> TO BE DONE
Reproduce nothing except the lines between the line with "Write the React" and the line with "import React from", both ends included, and please leave out pictures.

== PROVIDED DATA

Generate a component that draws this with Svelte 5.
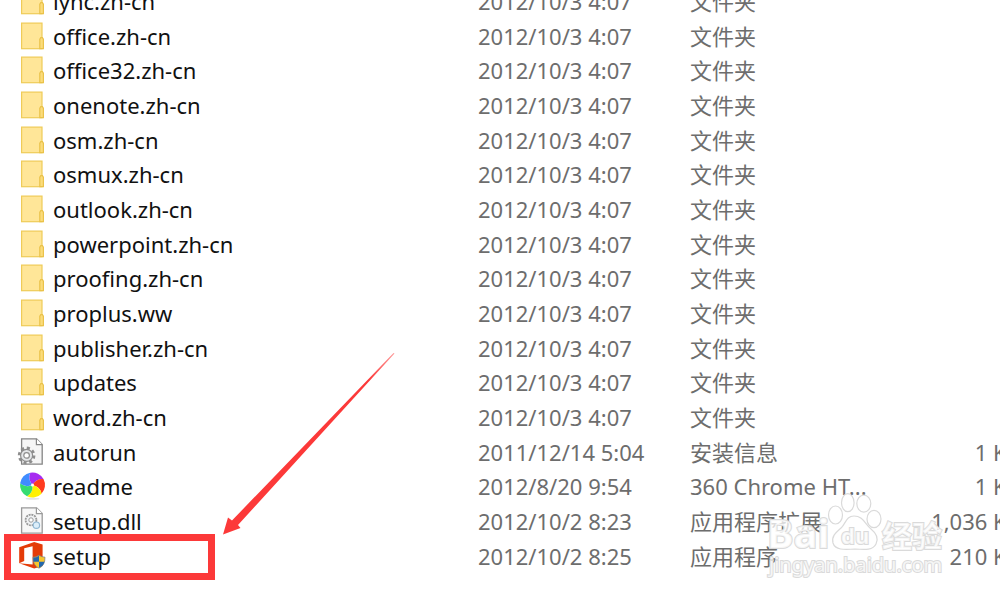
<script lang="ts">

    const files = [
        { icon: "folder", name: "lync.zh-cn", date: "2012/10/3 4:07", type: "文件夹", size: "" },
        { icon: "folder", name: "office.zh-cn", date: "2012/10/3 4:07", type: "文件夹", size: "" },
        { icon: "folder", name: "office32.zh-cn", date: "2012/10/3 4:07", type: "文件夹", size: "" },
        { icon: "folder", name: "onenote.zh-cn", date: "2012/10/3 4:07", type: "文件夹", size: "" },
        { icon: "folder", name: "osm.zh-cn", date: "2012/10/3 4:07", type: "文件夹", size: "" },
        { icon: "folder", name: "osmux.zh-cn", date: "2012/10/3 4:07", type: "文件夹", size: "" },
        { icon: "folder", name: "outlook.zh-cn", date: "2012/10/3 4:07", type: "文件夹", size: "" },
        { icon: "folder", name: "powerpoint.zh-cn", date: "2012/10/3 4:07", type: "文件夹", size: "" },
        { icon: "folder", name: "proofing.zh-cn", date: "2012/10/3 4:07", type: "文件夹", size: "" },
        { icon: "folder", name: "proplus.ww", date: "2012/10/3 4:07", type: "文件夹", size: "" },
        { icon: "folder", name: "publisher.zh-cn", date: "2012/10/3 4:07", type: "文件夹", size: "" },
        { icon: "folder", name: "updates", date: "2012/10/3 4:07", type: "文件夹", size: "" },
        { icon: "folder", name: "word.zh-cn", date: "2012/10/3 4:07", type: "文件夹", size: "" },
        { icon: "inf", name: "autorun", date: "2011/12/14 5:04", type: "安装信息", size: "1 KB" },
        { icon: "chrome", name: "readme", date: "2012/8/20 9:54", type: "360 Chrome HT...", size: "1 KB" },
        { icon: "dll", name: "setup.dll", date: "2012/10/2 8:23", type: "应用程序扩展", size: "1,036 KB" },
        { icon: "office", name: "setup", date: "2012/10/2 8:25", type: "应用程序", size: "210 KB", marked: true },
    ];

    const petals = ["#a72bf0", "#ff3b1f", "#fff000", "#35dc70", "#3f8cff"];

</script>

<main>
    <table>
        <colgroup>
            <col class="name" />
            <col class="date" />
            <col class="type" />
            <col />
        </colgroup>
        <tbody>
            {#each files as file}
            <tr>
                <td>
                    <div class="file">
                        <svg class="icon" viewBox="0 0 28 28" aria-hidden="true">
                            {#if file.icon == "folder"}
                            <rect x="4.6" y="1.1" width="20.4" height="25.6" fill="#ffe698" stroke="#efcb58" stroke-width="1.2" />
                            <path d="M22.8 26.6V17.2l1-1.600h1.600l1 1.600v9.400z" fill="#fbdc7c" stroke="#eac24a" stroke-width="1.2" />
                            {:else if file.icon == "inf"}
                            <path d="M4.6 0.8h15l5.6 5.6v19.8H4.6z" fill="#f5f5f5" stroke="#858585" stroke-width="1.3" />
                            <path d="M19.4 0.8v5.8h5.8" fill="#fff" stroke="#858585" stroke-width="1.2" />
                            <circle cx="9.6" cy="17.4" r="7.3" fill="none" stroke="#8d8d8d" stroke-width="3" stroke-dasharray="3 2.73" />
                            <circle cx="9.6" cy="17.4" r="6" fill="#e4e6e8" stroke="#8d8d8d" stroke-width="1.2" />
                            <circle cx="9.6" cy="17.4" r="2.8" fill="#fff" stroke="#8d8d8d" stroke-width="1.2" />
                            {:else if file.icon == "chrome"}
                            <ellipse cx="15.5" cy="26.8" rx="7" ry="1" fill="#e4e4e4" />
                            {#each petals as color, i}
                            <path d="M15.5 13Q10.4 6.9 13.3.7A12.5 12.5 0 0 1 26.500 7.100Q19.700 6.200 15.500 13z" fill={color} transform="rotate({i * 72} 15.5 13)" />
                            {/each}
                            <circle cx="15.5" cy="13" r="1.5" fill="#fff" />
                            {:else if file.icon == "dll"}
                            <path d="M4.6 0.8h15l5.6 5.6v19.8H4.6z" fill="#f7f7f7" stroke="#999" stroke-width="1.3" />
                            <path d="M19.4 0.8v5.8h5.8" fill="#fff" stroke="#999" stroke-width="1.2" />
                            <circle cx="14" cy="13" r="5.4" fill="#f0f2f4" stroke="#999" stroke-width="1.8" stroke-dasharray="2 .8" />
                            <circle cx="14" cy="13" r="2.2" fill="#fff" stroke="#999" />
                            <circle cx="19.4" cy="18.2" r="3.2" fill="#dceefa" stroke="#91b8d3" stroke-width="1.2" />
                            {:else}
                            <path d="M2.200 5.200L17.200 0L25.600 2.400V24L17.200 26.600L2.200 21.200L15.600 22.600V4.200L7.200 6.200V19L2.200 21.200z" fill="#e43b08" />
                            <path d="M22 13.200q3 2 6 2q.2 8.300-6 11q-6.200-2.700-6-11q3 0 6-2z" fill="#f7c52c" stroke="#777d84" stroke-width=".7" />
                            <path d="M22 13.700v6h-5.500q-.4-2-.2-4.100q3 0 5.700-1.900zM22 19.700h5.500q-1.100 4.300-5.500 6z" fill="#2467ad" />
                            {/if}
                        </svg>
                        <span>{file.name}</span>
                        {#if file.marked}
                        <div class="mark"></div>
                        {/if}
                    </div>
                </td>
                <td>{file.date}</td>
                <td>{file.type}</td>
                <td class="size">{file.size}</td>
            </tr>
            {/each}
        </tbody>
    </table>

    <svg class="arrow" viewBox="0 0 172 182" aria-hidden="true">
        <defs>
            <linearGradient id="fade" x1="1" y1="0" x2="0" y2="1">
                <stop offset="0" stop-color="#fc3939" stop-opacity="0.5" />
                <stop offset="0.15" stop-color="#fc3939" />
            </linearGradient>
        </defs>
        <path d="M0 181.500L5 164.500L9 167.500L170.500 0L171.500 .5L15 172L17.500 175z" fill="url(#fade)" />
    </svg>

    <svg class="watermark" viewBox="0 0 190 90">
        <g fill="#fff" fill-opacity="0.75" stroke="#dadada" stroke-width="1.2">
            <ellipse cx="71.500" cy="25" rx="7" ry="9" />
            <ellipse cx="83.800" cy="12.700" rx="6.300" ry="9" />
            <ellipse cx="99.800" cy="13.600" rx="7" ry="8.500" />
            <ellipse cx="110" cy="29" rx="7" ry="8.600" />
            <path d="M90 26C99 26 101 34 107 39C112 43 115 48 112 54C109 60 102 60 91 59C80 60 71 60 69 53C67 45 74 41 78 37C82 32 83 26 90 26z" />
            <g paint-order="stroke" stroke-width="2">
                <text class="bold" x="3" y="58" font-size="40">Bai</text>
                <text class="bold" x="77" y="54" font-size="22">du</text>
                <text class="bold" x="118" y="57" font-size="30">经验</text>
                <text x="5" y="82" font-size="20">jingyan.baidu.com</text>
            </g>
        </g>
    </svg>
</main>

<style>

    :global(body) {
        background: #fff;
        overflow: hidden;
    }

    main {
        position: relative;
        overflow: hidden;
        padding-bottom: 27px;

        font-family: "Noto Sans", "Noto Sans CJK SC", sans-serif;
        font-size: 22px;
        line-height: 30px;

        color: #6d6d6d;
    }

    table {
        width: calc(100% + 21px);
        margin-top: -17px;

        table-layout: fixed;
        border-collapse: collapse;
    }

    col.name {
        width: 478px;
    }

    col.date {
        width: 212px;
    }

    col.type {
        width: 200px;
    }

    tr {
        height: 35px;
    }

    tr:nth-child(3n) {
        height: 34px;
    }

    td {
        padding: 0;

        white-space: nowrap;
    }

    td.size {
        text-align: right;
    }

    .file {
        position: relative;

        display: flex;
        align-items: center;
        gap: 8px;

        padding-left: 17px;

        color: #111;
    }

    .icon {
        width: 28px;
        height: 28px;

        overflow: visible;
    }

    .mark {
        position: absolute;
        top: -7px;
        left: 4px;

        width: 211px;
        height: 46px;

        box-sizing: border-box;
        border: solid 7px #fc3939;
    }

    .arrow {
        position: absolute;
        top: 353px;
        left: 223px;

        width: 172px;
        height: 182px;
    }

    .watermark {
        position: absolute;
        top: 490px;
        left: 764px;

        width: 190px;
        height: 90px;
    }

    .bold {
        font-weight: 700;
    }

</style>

====
== PROVIDED DATA

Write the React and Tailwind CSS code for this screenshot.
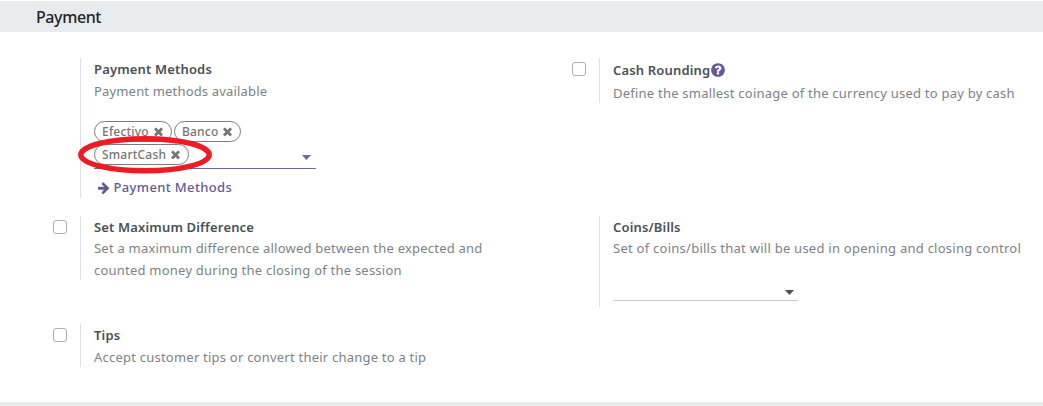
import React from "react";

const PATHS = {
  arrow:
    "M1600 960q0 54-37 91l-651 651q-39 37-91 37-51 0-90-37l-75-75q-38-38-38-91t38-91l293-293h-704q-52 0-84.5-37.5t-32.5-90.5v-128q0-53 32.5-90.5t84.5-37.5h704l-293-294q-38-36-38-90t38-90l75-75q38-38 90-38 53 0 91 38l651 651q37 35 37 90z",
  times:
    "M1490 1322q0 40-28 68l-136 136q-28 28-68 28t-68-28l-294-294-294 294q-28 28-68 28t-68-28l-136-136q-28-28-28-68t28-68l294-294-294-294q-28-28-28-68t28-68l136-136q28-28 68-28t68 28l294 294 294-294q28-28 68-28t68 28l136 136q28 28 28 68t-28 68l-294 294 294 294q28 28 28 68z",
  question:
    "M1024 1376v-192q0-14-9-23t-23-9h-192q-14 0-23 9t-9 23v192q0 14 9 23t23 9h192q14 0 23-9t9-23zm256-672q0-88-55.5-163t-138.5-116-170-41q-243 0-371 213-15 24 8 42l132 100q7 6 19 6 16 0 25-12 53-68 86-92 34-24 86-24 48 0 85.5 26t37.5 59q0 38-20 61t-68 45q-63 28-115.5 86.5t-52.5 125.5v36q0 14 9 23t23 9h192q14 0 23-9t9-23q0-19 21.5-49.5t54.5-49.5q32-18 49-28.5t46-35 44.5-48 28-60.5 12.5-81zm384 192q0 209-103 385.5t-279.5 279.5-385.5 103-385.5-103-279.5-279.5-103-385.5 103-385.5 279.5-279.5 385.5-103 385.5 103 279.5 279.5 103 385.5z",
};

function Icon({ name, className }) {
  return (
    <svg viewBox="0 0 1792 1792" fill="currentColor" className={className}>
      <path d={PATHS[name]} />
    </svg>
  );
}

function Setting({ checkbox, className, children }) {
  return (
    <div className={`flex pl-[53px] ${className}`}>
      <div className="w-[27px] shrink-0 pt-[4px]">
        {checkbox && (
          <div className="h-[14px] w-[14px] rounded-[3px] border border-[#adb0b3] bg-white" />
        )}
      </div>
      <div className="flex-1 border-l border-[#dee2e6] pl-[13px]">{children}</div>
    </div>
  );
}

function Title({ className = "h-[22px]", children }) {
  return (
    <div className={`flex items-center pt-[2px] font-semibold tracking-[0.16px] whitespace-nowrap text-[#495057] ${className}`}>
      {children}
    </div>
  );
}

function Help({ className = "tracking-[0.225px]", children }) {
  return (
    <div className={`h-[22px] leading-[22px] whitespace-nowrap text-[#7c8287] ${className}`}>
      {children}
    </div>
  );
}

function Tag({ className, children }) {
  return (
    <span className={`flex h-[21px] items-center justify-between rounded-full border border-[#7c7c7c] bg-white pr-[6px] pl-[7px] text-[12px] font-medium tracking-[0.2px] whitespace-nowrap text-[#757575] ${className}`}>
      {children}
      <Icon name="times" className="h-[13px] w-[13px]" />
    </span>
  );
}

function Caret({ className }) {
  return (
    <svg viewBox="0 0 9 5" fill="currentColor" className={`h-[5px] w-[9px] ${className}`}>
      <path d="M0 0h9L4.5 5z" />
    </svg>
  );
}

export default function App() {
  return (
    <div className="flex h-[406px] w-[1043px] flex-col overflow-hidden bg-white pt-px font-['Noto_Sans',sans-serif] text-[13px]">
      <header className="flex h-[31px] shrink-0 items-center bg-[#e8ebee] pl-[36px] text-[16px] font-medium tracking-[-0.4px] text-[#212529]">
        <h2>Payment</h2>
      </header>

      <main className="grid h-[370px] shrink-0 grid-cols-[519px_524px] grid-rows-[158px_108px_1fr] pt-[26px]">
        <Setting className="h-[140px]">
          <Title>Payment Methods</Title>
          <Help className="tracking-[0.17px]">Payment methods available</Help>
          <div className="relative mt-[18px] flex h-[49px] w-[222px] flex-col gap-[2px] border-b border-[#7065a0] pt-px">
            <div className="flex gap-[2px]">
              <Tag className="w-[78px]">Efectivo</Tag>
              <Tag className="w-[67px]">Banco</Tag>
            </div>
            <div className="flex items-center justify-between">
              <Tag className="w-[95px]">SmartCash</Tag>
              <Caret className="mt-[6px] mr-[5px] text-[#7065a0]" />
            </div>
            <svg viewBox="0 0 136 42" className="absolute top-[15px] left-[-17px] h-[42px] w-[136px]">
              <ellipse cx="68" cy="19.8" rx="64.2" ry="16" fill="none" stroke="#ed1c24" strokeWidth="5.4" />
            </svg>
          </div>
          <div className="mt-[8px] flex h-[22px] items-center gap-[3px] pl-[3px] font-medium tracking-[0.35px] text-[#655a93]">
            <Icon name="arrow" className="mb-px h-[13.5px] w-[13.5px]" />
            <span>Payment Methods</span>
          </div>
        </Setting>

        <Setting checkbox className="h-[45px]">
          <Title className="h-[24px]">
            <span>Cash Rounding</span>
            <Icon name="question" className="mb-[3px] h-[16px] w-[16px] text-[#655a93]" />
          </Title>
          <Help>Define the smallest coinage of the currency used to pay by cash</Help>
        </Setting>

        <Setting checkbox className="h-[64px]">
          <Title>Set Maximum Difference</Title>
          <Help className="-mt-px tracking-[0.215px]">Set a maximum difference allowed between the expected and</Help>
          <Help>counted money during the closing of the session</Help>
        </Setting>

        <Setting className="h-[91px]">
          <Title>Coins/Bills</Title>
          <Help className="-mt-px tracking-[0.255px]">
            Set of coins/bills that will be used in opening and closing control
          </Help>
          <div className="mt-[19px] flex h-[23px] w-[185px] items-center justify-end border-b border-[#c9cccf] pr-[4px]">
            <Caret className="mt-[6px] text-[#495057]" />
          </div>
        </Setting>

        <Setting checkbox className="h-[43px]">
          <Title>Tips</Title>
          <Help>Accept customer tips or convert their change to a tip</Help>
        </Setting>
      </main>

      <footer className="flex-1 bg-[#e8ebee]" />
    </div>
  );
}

====

> RESULT FOR THIS EXERCISE
Write the React and Tailwind CSS code for this screenshot.
import React from "react";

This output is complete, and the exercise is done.